» Collected data
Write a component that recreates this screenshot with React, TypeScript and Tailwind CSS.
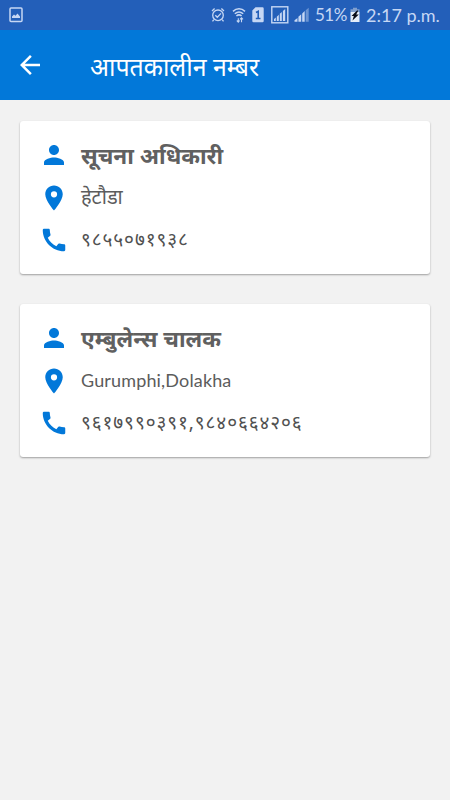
import type { ReactNode } from "react";
import { MdArrowBack, MdCall, MdLocationOn, MdPerson } from "react-icons/md";

interface Contact {
  name: string;
  place: string;
  placeClass: string;
  phone: string;
}

const CONTACTS: Contact[] = [
  {
    name: "सूचना अधिकारी",
    place: "हेटौडा",
    placeClass: "text-[20px] -mt-0.5",
    phone: "९८५५०७१९३८",
  },
  {
    name: "एम्बुलेन्स चालक",
    place: "Gurumphi,Dolakha",
    placeClass: "font-['Lato',sans-serif] text-[18px] tracking-[0.15px]",
    phone: "९६१७९९०३९१,९८४०६६४२०६",
  },
];

function StatusBar() {
  return (
    <div className="flex h-[30px] items-center bg-[#235fb9] font-['Lato',sans-serif] text-[#c6d7f4]">
      <svg className="ml-[9px] shrink-0" width="14" height="16" viewBox="0 0 14 16">
        <rect x="1" y="1" width="12" height="13.5" rx="1" fill="none" stroke="currentColor" strokeWidth="1.5" />
        <path d="M3 11V9.5l2-2 1.5 1.2L8.5 6.5 11 9.5V11z" fill="currentColor" />
      </svg>

      {/* alarm */}
      <svg className="ml-[188px] shrink-0" width="14" height="16" viewBox="0 0 14 16" fill="none" stroke="currentColor">
        <circle cx="7" cy="8.3" r="5.3" strokeWidth="1.3" />
        <path d="M1 4l2.6-2.4M13 4l-2.6-2.4M2.8 12.6L1.5 14.3M11.2 12.6l1.3 1.7" strokeWidth="1.3" />
        <path d="M4.3 8.2l2 2 3.7-3.8" strokeWidth="1.3" />
      </svg>

      {/* wifi */}
      <svg className="ml-[7px] shrink-0" width="14" height="16" viewBox="0 0 14 16" fill="none" stroke="currentColor">
        <path d="M1 4.4C4.5 1 9.5 1 13 4.4" strokeWidth="1.5" />
        <path d="M2.8 6.8c2.6-2.3 5.8-2.3 8.4 0" strokeWidth="1.5" />
        <path d="M4.4 9c1.6-1.4 3.6-1.4 5.2 0" strokeWidth="1.5" />
        <path d="M6.3 15v-3.7M4.8 13.5l1.5 1.6 1.4-1.6M9.5 15.2v-4M8 12.3l1.5-1.5 1.5 1.5" strokeWidth="1.1" />
      </svg>

      {/* sim slot */}
      <svg className="ml-[6px] shrink-0" width="12" height="16" viewBox="0 0 12 16">
        <path d="M3.5.3h7a1.2 1.2 0 011.2 1.2v12.5a1.2 1.2 0 01-1.2 1.2h-9A1.2 1.2 0 01.3 14V3.5z" fill="currentColor" />
        <path d="M4 5.5l2.2-1.2v7.2M3.8 11.5h4.7" fill="none" stroke="#235fb9" strokeWidth="1.6" />
      </svg>

      <svg className="ml-[7px] shrink-0" width="18" height="18" viewBox="0 0 18 18">
        <rect x=".8" y=".8" width="16" height="16" fill="none" stroke="currentColor" strokeWidth="1.4" />
        <path d="M3 15v-2l1.8-1.5V15zM5.8 15v-4.3l2-1.9V15zM8.8 15V7.8l2-1.8v9zM11.9 15V5l2.3-2v12z" fill="currentColor" />
      </svg>

      <svg className="ml-[5px] shrink-0" width="16" height="16" viewBox="0 0 16 16" fill="currentColor">
        <path d="M.5 14.8v-1.5L3.5 11v3.8zM4.4 14.8V9.7l2.8-2.4v7.5z" />
        <path d="M8.2 14.8V6.4L10.7 4v10.8z" />
        <path d="M11.7 14.8V3.2L14.7.8v14z" opacity=".45" />
      </svg>

      <span className="ml-[5px] w-[33px] whitespace-nowrap text-[17px] leading-[30px] tracking-[-0.5px]">51%</span>

      {/* battery */}
      <svg className="ml-[2px] shrink-0" width="10" height="16" viewBox="0 0 10 16">
        <path d="M3 .8h4v1.5h2.5V5H.5V2.3H3z" fill="#7f9fce" />
        <path d="M.5 5h9v10h-9z" fill="#e4edf9" />
        <path d="M7 3.5L1.5 9h2.3L2.5 13.5 8.8 7.5H6.2L8.3 3.5z" fill="#080d19" />
      </svg>

      <span className="ml-[6px] whitespace-nowrap text-[18px] leading-[30px]">2:17 p.m.</span>
    </div>
  );
}

function Row({ icon, children }: { icon: ReactNode; children: ReactNode }) {
  return (
    <div className="flex h-[30px] items-center gap-3 text-[#0278d9]">
      {icon}
      {children}
    </div>
  );
}

function ContactCard({ contact }: { contact: Contact }) {
  return (
    <article className="flex h-[153px] flex-col gap-[12.5px] rounded-[3px] bg-white px-[19px] pt-[19px] shadow-[0_1px_2px_rgba(0,0,0,0.35)]">
      <Row icon={<MdPerson size={30} />}>
        <h2 className="pt-0.5 whitespace-nowrap text-[22.6px] font-bold text-[#606060]">{contact.name}</h2>
      </Row>
      <Row icon={<MdLocationOn size={30} />}>
        <p className={`whitespace-nowrap text-[#5c5c5c] ${contact.placeClass}`}>{contact.place}</p>
      </Row>
      <Row icon={<MdCall size={30} />}>
        <p className="-mt-0.5 whitespace-nowrap text-[19px] tracking-[0.9px] text-[#505050]">{contact.phone}</p>
      </Row>
    </article>
  );
}

export default function App() {
  return (
    <div
      lang="hi"
      className="min-h-screen w-full overflow-hidden bg-[#f2f2f2] font-['Noto_Sans','Noto_Sans_Devanagari',sans-serif]"
    >
      <StatusBar />
      <header className="flex h-[70px] items-center bg-[#0278d9] pl-[15px] text-white">
        <MdArrowBack size={30} />
        <h1 className="ml-[45px] pt-[3px] whitespace-nowrap text-[24.9px]">आपतकालीन नम्बर</h1>
      </header>
      <main className="flex flex-col gap-[30px] px-5 pt-[21px]">
        {CONTACTS.map((contact) => (
          <ContactCard key={contact.name} contact={contact} />
        ))}
      </main>
    </div>
  );
}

» To be done
Reproduce the material above from its first line through the line containing "MdCall, MdLocationOn, MdPerson", both ends included, and skip every picture.

» Task response
Write a component that recreates this screenshot with React, TypeScript and Tailwind CSS.
import type { ReactNode } from "react";
import { MdArrowBack, MdCall, MdLocationOn, MdPerson } from "react-icons/md";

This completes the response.